As members of the Fraud Prevention & State Agency Oversight Policy Committee, and Co-Chairs of
the House Ways & Means Committee we write with an important request to our colleagues on finance
committees as you begin to build budgets in your respective policy areas. Specifically, when you
appropriate funds to private entities, we urge you to strongly consider having agencies use a
competitive process to select those entities, rather than directly naming them in law.

This request is consistent with testimony and discussion in our Committee, as well as repeated
recommendations dating as far back as 2007, when the Office of the Legislative Auditor urged:

"To ensure an open and fair grantee selection process, the Legislature should not mandate
grant recipients in law but allow agencies to select recipients through a competitive process."

The OLA has since (2023) further noted that state agencies provide "less oversight of legislatively
named grants than competitively awarded grants, since the funding is required to be awarded
regardless.

With competitive grants, the Legislature identifies a policy priority and an amount of money to address
it - a core legislative function.
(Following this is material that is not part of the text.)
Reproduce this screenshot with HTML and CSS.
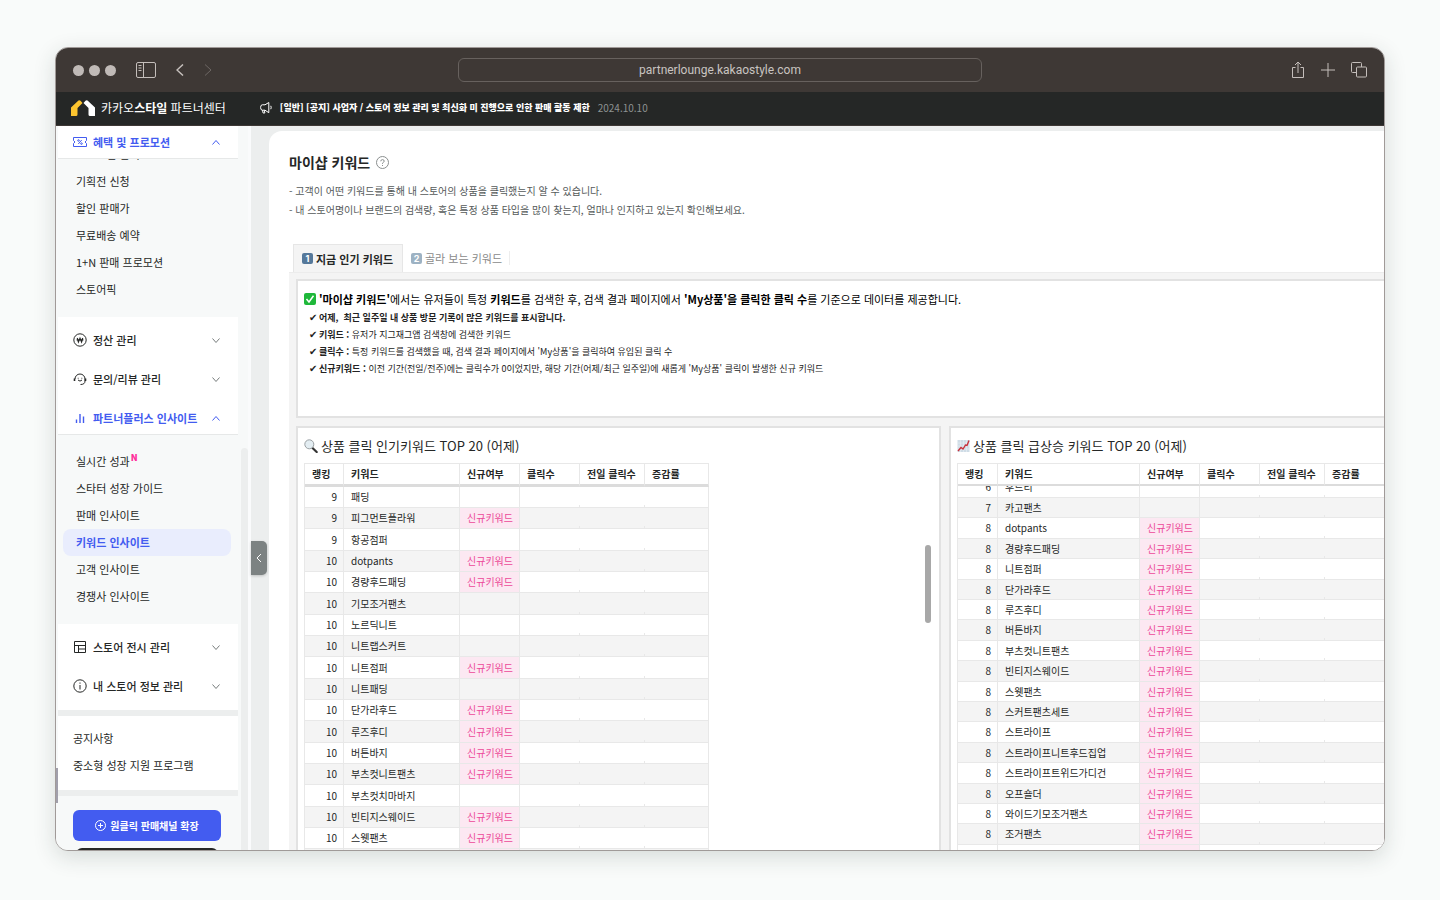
FILE: index.html
```html
<!DOCTYPE html>
<html lang="ko">
<head>
<meta charset="utf-8">
<title>카카오스타일 파트너센터</title>
<link rel="stylesheet" href="styles.css">
</head>
<body>
<div class="window">
  <div class="toolbar">
    <div class="tools">
      <span class="dots"><i></i><i></i><i></i></span>
      <button class="tool" aria-label="사이드바"><svg width="20" height="16" viewBox="0 0 20 16"><rect x=".5" y=".5" width="19" height="15" rx="1.5"/><path d="M7.500 .5v15M2.500 3.500h3M2.500 6h3M2.500 8.500h3"/></svg></button>
      <button class="tool back" aria-label="뒤로"><svg width="8" height="12" viewBox="0 0 8 12"><path d="M7 .5 1 6l6 5.500" stroke-width="1.500"/></svg></button>
      <button class="tool forward" aria-label="앞으로"><svg width="8" height="12" viewBox="0 0 8 12"><path d="m1 .5 6 5.500-6 5.500"/></svg></button>
    </div>
    <input class="address" aria-label="주소" value="partnerlounge.kakaostyle.com">
    <div class="tools right">
      <button class="tool" aria-label="공유"><svg width="14" height="18" viewBox="0 0 14 18"><path d="M4.500 6.500h-3v10h11v-10h-3M7 12V1.500M4 4l3-3 3 3"/></svg></button>
      <button class="tool" aria-label="새 탭"><svg width="14" height="14" viewBox="0 0 14 14"><path d="M7 0v14M0 7h14"/></svg></button>
      <button class="tool" aria-label="탭 개요"><svg width="16" height="16" viewBox="0 0 16 16"><path d="M5 10.500H1.500a1 1 0 0 1-1-1v-8a1 1 0 0 1 1-1h8a1 1 0 0 1 1 1V5"/><rect x="5.500" y="5" width="10" height="10" rx="1"/></svg></button>
    </div>
  </div>
  <header class="topbar">
    <a class="brand" href="#"><svg width="24" height="16" viewBox="0 0 24 16"><path d="M0 16V7.500L7.500 .5Q8.500-.2 9.500 .8L11.500 3 6.500 8v6.500Q6.500 16 5 16z" fill="#fdc52f"/><path d="M12.500 3 14.500 .8Q15.500-.2 16.500 .5L24 7.500V16h-5q-1.500 0-1.500-1.500V8z" fill="#fff"/></svg><span>카카오<b>스타일</b> 파트너센터</span></a>
    <a class="notice" href="#"><svg width="12" height="12" viewBox="0 0 12 12" fill="none" stroke="#fff"><path d="M5 2.800H2.300Q.6 2.800 .6 5.500T2.300 8.200H5L8.800 10.700V.5L5 2.800M2.500 8.200l.6 2.800h1.700l-.4-2.800M10.800 3.800q.8 1.700 0 3.400"/></svg><strong>[일반] [공지] 사업자 / 스토어 정보 관리 및 최신화 미 진행으로 인한 판매 활동 제한</strong><time>2024.10.10</time></a>
  </header>
  <div class="body">
    <nav class="sidebar">
      <div class="menu">
        <div class="heads first"><button class="head on"><svg class="ico" viewBox="0 0 14 14"><path d="M.5 2.500h13v3l-1.500 1.500 1.500 1.500v3H.5v-3L2 7 .5 5.500zM8.700 5 5.300 9"/><circle cx="5.500" cy="5.500" r=".8"/><circle cx="8.500" cy="8.600" r=".8"/></svg><span>혜택 및 프로모션</span><svg class="chev" viewBox="0 0 8 5"><path d="m.5 4.500 3.500-4 3.500 4"/></svg></button></div>
        <div class="sub scrolled"><ul>
          <li><a href="#">프로모션 관리</a></li><li><a href="#">기획전 신청</a></li><li><a href="#">할인 판매가</a></li><li><a href="#">무료배송 예약</a></li><li><a href="#">1+N 판매 프로모션</a></li><li><a href="#">스토어픽</a></li>
        </ul></div>
        <div class="heads">
          <button class="head"><svg class="ico" viewBox="0 0 14 14"><circle cx="7" cy="7" r="6.200"/><path d="m4.300 5 1.100 4L7 5.300 8.600 9l1.100-4M3.600 6.800h6.800" stroke-width="1.200"/></svg><span>정산 관리</span><svg class="chev" viewBox="0 0 8 5"><path d="m.5 .5 3.500 4 3.500-4"/></svg></button>
          <button class="head"><svg class="ico" viewBox="0 0 14 14"><path d="M2 7a5 5 0 0 1 10 0v2q0 3.500-4.500 3.500M5 8q2 2.200 4 0M5.200 5.800v.8M8.800 5.800v.8"/><path d="M1.500 6.500V9M12.500 6.500V9" stroke-width="1.600"/></svg><span>문의/리뷰 관리</span><svg class="chev" viewBox="0 0 8 5"><path d="m.5 .5 3.500 4 3.500-4"/></svg></button>
          <button class="head on"><svg class="ico" viewBox="0 0 14 14"><path d="M3.500 8.500V12M7 3v9M10.500 5.500V12" stroke-width="1.400"/></svg><span>파트너플러스 인사이트</span><svg class="chev" viewBox="0 0 8 5"><path d="m.5 4.500 3.500-4 3.500 4"/></svg></button>
        </div>
        <div class="sub"><ul>
          <li><a href="#">실시간 성과<sup>N</sup></a></li><li><a href="#">스타터 성장 가이드</a></li><li><a href="#">판매 인사이트</a></li><li><a class="current" href="#">키워드 인사이트</a></li><li><a href="#">고객 인사이트</a></li><li><a href="#">경쟁사 인사이트</a></li>
        </ul></div>
        <div class="heads last">
          <button class="head"><svg class="ico" viewBox="0 0 14 14"><path d="M1.500 1.500h11v11h-11zM1.500 5.500h11M5.500 5.500v7M5.500 9h7"/></svg><span>스토어 전시 관리</span><svg class="chev" viewBox="0 0 8 5"><path d="m.5 .5 3.500 4 3.500-4"/></svg></button>
          <button class="head"><svg class="ico" viewBox="0 0 14 14"><circle cx="7" cy="7" r="6.200"/><path d="M7 6v4.500M7 3.500v1.200"/></svg><span>내 스토어 정보 관리</span><svg class="chev" viewBox="0 0 8 5"><path d="m.5 .5 3.500 4 3.500-4"/></svg></button>
        </div>
        <ul class="links"><li><a href="#">공지사항</a></li><li><a href="#">중소형 성장 지원 프로그램</a></li></ul>
        <div class="actions"><button class="primary"><svg width="11" height="11" viewBox="0 0 11 11" fill="none" stroke="#fff"><circle cx="5.500" cy="5.500" r="5"/><path d="M5.500 3v5M3 5.500h5"/></svg>원클릭 판매채널 확장</button><button class="dark" aria-label="더보기"></button></div>
      </div>
      <div class="track"></div>
    </nav>
    <div class="gutter"><button class="fold" aria-label="메뉴 접기"><svg width="6" height="10" viewBox="0 0 6 10"><path d="M5 1 1 5l4 4" fill="none" stroke="#fff"/></svg></button></div>
    <main class="page">
      <h1>마이샵 키워드 <svg width="13" height="13" viewBox="0 0 13 13" fill="none" stroke="#8a8f8f"><circle cx="6.500" cy="6.500" r="6"/><path d="M4.800 5.300Q4.800 3.600 6.500 3.600T8.200 5.200Q8.200 6 6.500 7v.8M6.500 9v1"/></svg></h1>
      <p class="lead">- 고객이 어떤 키워드를 통해 내 스토어의 상품을 클릭했는지 알 수 있습니다.<br>- 내 스토어명이나 브랜드의 검색량, 혹은 특정 상품 타입을 많이 찾는지, 얼마나 인지하고 있는지 확인해보세요.</p>
      <div class="tabs"><button class="tab active"><i>1</i>지금 인기 키워드</button><button class="tab"><i>2</i>골라 보는 키워드</button><span class="rule"></span></div>
      <div class="board">
        <section class="box info">
          <h2><svg width="12" height="12" viewBox="0 0 12 12"><rect width="12" height="12" rx="2" fill="#1fb83a"/><path d="m2.500 6 2.500 3L9.500 2.800" fill="none" stroke="#fff" stroke-width="1.500"/></svg><span><b>'마이샵 키워드'</b>에서는 유저들이 특정 <b>키워드</b>를 검색한 후, 검색 결과 페이지에서 <b>'My상품'을 클릭한 클릭 수</b>를 기준으로 데이터를 제공합니다.</span></h2>
          <ul>
            <li><b>어제,&nbsp; 최근 일주일 내 상품 방문 기록이 많은 키워드를 표시합니다.</b></li>
            <li><b>키워드 :</b> 유저가 지그재그앱 검색창에 검색한 키워드</li>
            <li><b>클릭수 :</b> 특정 키워드를 검색했을 때, 검색 결과 페이지에서 'My상품'을 클릭하여 유입된 클릭 수</li>
            <li><b>신규키워드 :</b> 이전 기간(전일/전주)에는 클릭수가 0이었지만, 해당 기간(어제/최근 일주일)에 새롭게 'My상품' 클릭이 발생한 신규 키워드</li>
          </ul>
        </section>
        <div class="panels">
          <section class="box panel">
            <h3><svg width="14" height="14" viewBox="0 0 14 14"><path d="m8.500 9 4.200 4" stroke="#333" stroke-width="2.200" stroke-linecap="round"/><circle cx="5.300" cy="5.300" r="4.500" fill="#e3edf2" stroke="#9aa0a3"/></svg>상품 클릭 인기키워드 TOP 20 (어제)</h3>
            <table class="popular">
              <thead><tr><th>랭킹</th><th>키워드</th><th>신규여부</th><th>클릭수</th><th>전일 클릭수</th><th>증감률</th></tr></thead>
              <tbody>
                <tr><td>9</td><td>패딩</td><td></td><td></td><td></td><td></td></tr>
                <tr><td>9</td><td>피그먼트플라워</td><td class="new">신규키워드</td><td></td><td></td><td></td></tr>
                <tr><td>9</td><td>항공점퍼</td><td></td><td></td><td></td><td></td></tr>
                <tr><td>10</td><td>dotpants</td><td class="new">신규키워드</td><td></td><td></td><td></td></tr>
                <tr><td>10</td><td>경량후드패딩</td><td class="new">신규키워드</td><td></td><td></td><td></td></tr>
                <tr><td>10</td><td>기모조거팬츠</td><td></td><td></td><td></td><td></td></tr>
                <tr><td>10</td><td>노르딕니트</td><td></td><td></td><td></td><td></td></tr>
                <tr><td>10</td><td>니트랩스커트</td><td></td><td></td><td></td><td></td></tr>
                <tr><td>10</td><td>니트점퍼</td><td class="new">신규키워드</td><td></td><td></td><td></td></tr>
                <tr><td>10</td><td>니트패딩</td><td></td><td></td><td></td><td></td></tr>
                <tr><td>10</td><td>단가라후드</td><td class="new">신규키워드</td><td></td><td></td><td></td></tr>
                <tr><td>10</td><td>루즈후디</td><td class="new">신규키워드</td><td></td><td></td><td></td></tr>
                <tr><td>10</td><td>버튼바지</td><td class="new">신규키워드</td><td></td><td></td><td></td></tr>
                <tr><td>10</td><td>부츠컷니트팬츠</td><td class="new">신규키워드</td><td></td><td></td><td></td></tr>
                <tr><td>10</td><td>부츠컷치마바지</td><td></td><td></td><td></td><td></td></tr>
                <tr><td>10</td><td>빈티지스웨이드</td><td class="new">신규키워드</td><td></td><td></td><td></td></tr>
                <tr><td>10</td><td>스웻팬츠</td><td class="new">신규키워드</td><td></td><td></td><td></td></tr>
                <tr><td></td><td></td><td class="new"></td><td></td><td></td><td></td></tr>
              </tbody>
            </table>
            <div class="thumb"></div>
          </section>
          <section class="box panel">
            <h3><svg width="13" height="14" viewBox="0 0 12 14"><path d="M0 1h12v12H0z" fill="#cfdce6"/><path d="M0 4h12M0 7h12M0 10h12M3 1v12M6 1v12M9 1v12" stroke="#e9f0f5" stroke-width=".6"/><path d="m.5 12 3-3.500 2 1.500L8 6l1.500.5L11.500 1.500" fill="none" stroke="#c8313c" stroke-width="1.400"/></svg>상품 클릭 급상승 키워드 TOP 20 (어제)</h3>
            <table class="rising">
              <thead><tr><th>랭킹</th><th>키워드</th><th>신규여부</th><th>클릭수</th><th>전일 클릭수</th><th>증감률</th></tr></thead>
              <tbody>
                <tr class="cut"><td><span>6</span></td><td><span>후드티</span></td><td></td><td></td><td></td><td></td></tr>
                <tr><td>7</td><td>카고팬츠</td><td></td><td></td><td></td><td></td></tr>
                <tr><td>8</td><td>dotpants</td><td class="new">신규키워드</td><td></td><td></td><td></td></tr>
                <tr><td>8</td><td>경량후드패딩</td><td class="new">신규키워드</td><td></td><td></td><td></td></tr>
                <tr><td>8</td><td>니트점퍼</td><td class="new">신규키워드</td><td></td><td></td><td></td></tr>
                <tr><td>8</td><td>단가라후드</td><td class="new">신규키워드</td><td></td><td></td><td></td></tr>
                <tr><td>8</td><td>루즈후디</td><td class="new">신규키워드</td><td></td><td></td><td></td></tr>
                <tr><td>8</td><td>버튼바지</td><td class="new">신규키워드</td><td></td><td></td><td></td></tr>
                <tr><td>8</td><td>부츠컷니트팬츠</td><td class="new">신규키워드</td><td></td><td></td><td></td></tr>
                <tr><td>8</td><td>빈티지스웨이드</td><td class="new">신규키워드</td><td></td><td></td><td></td></tr>
                <tr><td>8</td><td>스웻팬츠</td><td class="new">신규키워드</td><td></td><td></td><td></td></tr>
                <tr><td>8</td><td>스커트팬츠세트</td><td class="new">신규키워드</td><td></td><td></td><td></td></tr>
                <tr><td>8</td><td>스트라이프</td><td class="new">신규키워드</td><td></td><td></td><td></td></tr>
                <tr><td>8</td><td>스트라이프니트후드집업</td><td class="new">신규키워드</td><td></td><td></td><td></td></tr>
                <tr><td>8</td><td>스트라이프트위드가디건</td><td class="new">신규키워드</td><td></td><td></td><td></td></tr>
                <tr><td>8</td><td>오프숄더</td><td class="new">신규키워드</td><td></td><td></td><td></td></tr>
                <tr><td>8</td><td>와이드기모조거팬츠</td><td class="new">신규키워드</td><td></td><td></td><td></td></tr>
                <tr><td>8</td><td>조거팬츠</td><td class="new">신규키워드</td><td></td><td></td><td></td></tr>
                <tr><td></td><td></td><td class="new"></td><td></td><td></td><td></td></tr>
              </tbody>
            </table>
          </section>
        </div>
      </div>
    </main>
  </div>
</div>
</body>
</html>
```
FILE: styles.css
```css
* { box-sizing: border-box; }
body {
  margin: 0;
  height: 100vh;
  padding: 47px 55px 49px;
  background: #f9fbfa;
  color: #252726;
  font: 11px/16px "Noto Sans CJK KR", "Noto Sans", sans-serif;
  overflow: hidden;
}
button, input { font: inherit; color: inherit; border: 0; background: none; padding: 0; margin: 0; }
button { cursor: pointer; }
a { color: inherit; text-decoration: none; }
ul { list-style: none; margin: 0; padding: 0; }
h1, h2, h3, p { margin: 0; }
i { font-style: normal; }
svg { flex: none; display: block; }

.window {
  height: 100%;
  display: flex;
  flex-direction: column;
  overflow: hidden;
  border: 1px solid #a09a98;
  border-radius: 13px;
  background: #eceeee;
  box-shadow: 0 6px 22px rgba(30, 50, 45, .16);
}

/* browser toolbar */
.toolbar {
  flex: none;
  height: 44px;
  display: grid;
  grid-template-columns: 1fr 524px 1fr;
  align-items: center;
  padding: 0 17px;
  background: #3e3835;
  color: #c4bebb;
}
.tools { display: flex; align-items: center; }
.tools.right { justify-content: flex-end; gap: 16px; }
.tool { display: flex; }
.tool svg { fill: none; stroke: #c4bebb; }
.dots { display: flex; gap: 5px; margin-right: 20px; }
.dots i { width: 11px; height: 11px; border-radius: 50%; background: #c0bab7; }
.back { margin-left: 20px; }
.forward { margin-left: 20px; opacity: .35; }
.address {
  height: 24px;
  border: 1px solid #67615e;
  border-radius: 6px;
  text-align: center;
  font: 12px/16px Roboto, sans-serif;
  color: #c9c4c1;
}

/* service header */
.topbar {
  flex: none;
  height: 34px;
  display: flex;
  align-items: center;
  gap: 34px;
  padding: 0 15px 2px;
  background: #252726;
  border-bottom: 1px solid #3e3835;
  color: #fff;
  white-space: nowrap;
}
.brand { display: flex; align-items: center; gap: 6px; font-size: 12px; font-weight: 400; }
.notice { display: flex; align-items: center; gap: 8px; font-size: 9px; font-weight: 700; }
.notice time { color: #8d9292; font-size: 10px; font-weight: 400; }

.body { flex: 1; min-height: 0; display: flex; }

/* sidebar */
.sidebar { flex: none; width: 195px; display: flex; background: #f7f9f9; border-right: 3px solid #fafbfc; }
.menu { flex: none; width: 182px; padding-left: 2px; background: linear-gradient(#a19fab, #a19fab) 0 642px / 2px 35px no-repeat; }
.heads { display: flex; flex-direction: column; gap: 7px; padding-top: 7px; background: #fff; border-bottom: 1px solid #e6e8e8; }
.heads.first { padding-top: 0; }
.heads.last { padding-bottom: 8px; border-bottom: 6px solid #eceeee; }
.head { height: 32px; display: flex; align-items: center; gap: 6px; padding: 0 18px 0 15px; font-weight: 500; }
.head span { flex: 1; text-align: left; white-space: nowrap; }
.head.on { color: #435cf0; font-weight: 700; }
.ico { width: 14px; height: 14px; fill: none; stroke: currentColor; }
.chev { width: 8px; height: 5px; fill: none; stroke: #777c7c; }
.on .chev { stroke: #435cf0; }
.sub { padding: 13px 7px 14px 5px; overflow: hidden; }
.sub.scrolled { padding-top: 0; }
.sub.scrolled ul { margin-top: -18px; }
.sub a { display: block; height: 27px; padding: 5px 13px; border-radius: 8px; }
.sub a.current { background: #e9edfd; color: #435cf0; font-weight: 700; }
.sub sup { color: #ff2d9b; font-size: 9px; font-weight: 900; line-height: 0; vertical-align: 5px; margin-left: 1px; }
.links { padding: 9px 15px 11px; background: #fff; border-bottom: 6px solid #eceeee; }
.links a { display: block; height: 27px; padding: 5px 0; }
.actions { display: flex; flex-direction: column; align-items: stretch; gap: 7px; padding: 14px 17px 0 15px; }
.primary {
  height: 31px;
  display: flex;
  align-items: center;
  justify-content: center;
  gap: 4px;
  border-radius: 6px;
  background: #435cf0;
  color: #fff;
  font-size: 10px;
  font-weight: 700;
}
.dark { height: 32px; margin: 0 3px; border-radius: 6px; background: #252726; }
.track { flex: 1; margin: 322px 0 0 3px; background: #eceeee; border-radius: 4px 4px 0 0; }

.gutter { flex: none; width: 18px; padding-top: 415px; }
.fold { width: 16px; height: 34px; display: flex; align-items: center; justify-content: center; border-radius: 0 5px 5px 0; background: #7c8282; box-shadow: 0 1px 3px rgba(0, 0, 0, .2); }

/* page */
.page { flex: 1; min-width: 0; margin-top: 5px; padding: 19px 0 0 20px; background: #fff; border-top-left-radius: 13px; overflow: hidden; white-space: nowrap; }
h1 { display: flex; align-items: center; gap: 6px; font-size: 14px; line-height: 24px; font-weight: 700; }
.lead { margin-top: 7px; line-height: 19px; font-size: 10px; color: #555a5a; }
.tabs { display: flex; align-items: flex-end; margin: 25px 0 0 4px; }
.tab { height: 28px; display: flex; align-items: center; gap: 3px; padding: 0 7px 0 8px; color: #8a8a8a; }
.tab i { width: 11px; height: 11px; border-radius: 2px; background: #9db2c3; color: #fff; font: 700 9px/11px Inter, sans-serif; text-align: center; }
.tab.active { padding-right: 9px; border: 1px solid #e6e6e6; border-bottom: 0; background: #f4f4f4; color: #252726; font-weight: 700; }
.tab.active i { background: #55789a; }
.rule { width: 1px; height: 14px; margin-bottom: 7px; background: #ededed; }
.board { min-width: 1312px; padding: 6px 7px 7px; background: #f4f4f4; border-top: 1px solid #ececec; }
.box { border: 2px solid #e2e2e2; background: #fff; }
.info { min-height: 139px; padding: 10px 6px; color: #222; }
.info h2 { display: flex; align-items: center; gap: 3px; font-size: 11px; line-height: 16px; font-weight: 400; color: #000; }
.info ul { margin: 2px 0 0 5px; }
.info li { display: flex; align-items: center; height: 17px; font-size: 9px; line-height: 17px; white-space: pre; }
.info li::before { content: "✔"; width: 10px; font-family: "DejaVu Sans", sans-serif; font-size: 10px; }

.panels { display: grid; grid-template-columns: 1fr 1fr; gap: 8px; margin-top: 8px; }
.panel { position: relative; min-height: 440px; padding: 9px 6px; }
.panel h3 { display: flex; align-items: center; gap: 3px; font-size: 13px; line-height: 17px; font-weight: 400; margin-bottom: 9px; }
table { border-collapse: separate; border-spacing: 0; table-layout: fixed; width: 405px; font-size: 10px; line-height: 14px; border-left: 1px solid #e8e8e8; }
.rising { width: 480px; }
th { height: 24px; padding: 0 7px; text-align: left; font-weight: 700; border: solid #e8e8e8; border-width: 1px 1px 3px 0; border-bottom-color: #dcdcdc; }
.rising th { height: 23px; border-bottom-width: 2px; }
td { padding: 0 7px; border: solid #e8e8e8; border-width: 0 1px 1px 0; }
th:nth-child(1) { width: 39px; }
th:nth-child(2) { width: 116px; }
th:nth-child(3), th:nth-child(4) { width: 60px; }
th:nth-child(5) { width: 65px; }
.rising th:nth-child(1) { width: 40px; }
.rising th:nth-child(2) { width: 142px; }
td:nth-child(1) { text-align: right; padding-right: 6px; }
td:nth-child(4), td:nth-child(5) {
  border-right-color: transparent;
  background: linear-gradient(#e8e8e8, #e8e8e8) right bottom / 1px 3px no-repeat border-box;
}
tbody tr { height: 21px; }
.popular tbody tr:nth-child(3n) { height: 22px; }
.popular tbody tr:nth-child(even) { background: #f4f4f4; }
.rising tbody tr { height: 20px; }
.rising tbody tr:nth-child(5n), .rising tbody tr:nth-child(5n+3) { height: 21px; }
.rising tbody tr:nth-child(even) { background: #f4f4f4; }
.rising tbody .cut { height: 12px; }
.cut span { display: flex; height: 11px; align-items: flex-end; overflow: hidden; line-height: 20px; }
.cut td:first-child span { justify-content: flex-end; }
td.new { background: #fce8f2; color: #ec4899; }
.thumb { position: absolute; top: 117px; right: 8px; width: 6px; height: 78px; border-radius: 3px; background: #a8a8a8; }
```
Applications by entities to address that priority, however, are best
reviewed through a competitive process, with consistent and thorough vetting by knowledgeable
professionals with direct experience in the relevant field, and in accordance with state grants
management standards that require an RFP, a pre-award risk assessment, including a review of
financials and capacity. All of this ensures that the funds are awarded to the entity or entities best able
to carry out the legislative intent.

We want to reassure you that a shift away from direct legislative appropriations need not diminish our
role in guiding funding to meet the unique needs of our communities. Competitive grants can and
should be tailored with specific parameters - such as type of service, population served, or geographic
focus-to ensure alignment with our policy priorities. Guidelines. and reviewers should ensure that
smaller organizations and those selling underrepresented communities are not disadvantaged or
overlooked.

Direct appropriations may be the best fit for some circumstances, such as where there is only one
private entity that can meet the identified need. But this should be the rare exception, rather than a
general practice. Additionally, the entity should be specified by name rather than using a session-law
description for which only one entity could qualify.

Please don't hesitate to reach out to us if you have any questions. Thanks for your consideration of
this request and for your hard work in crafting a state budget.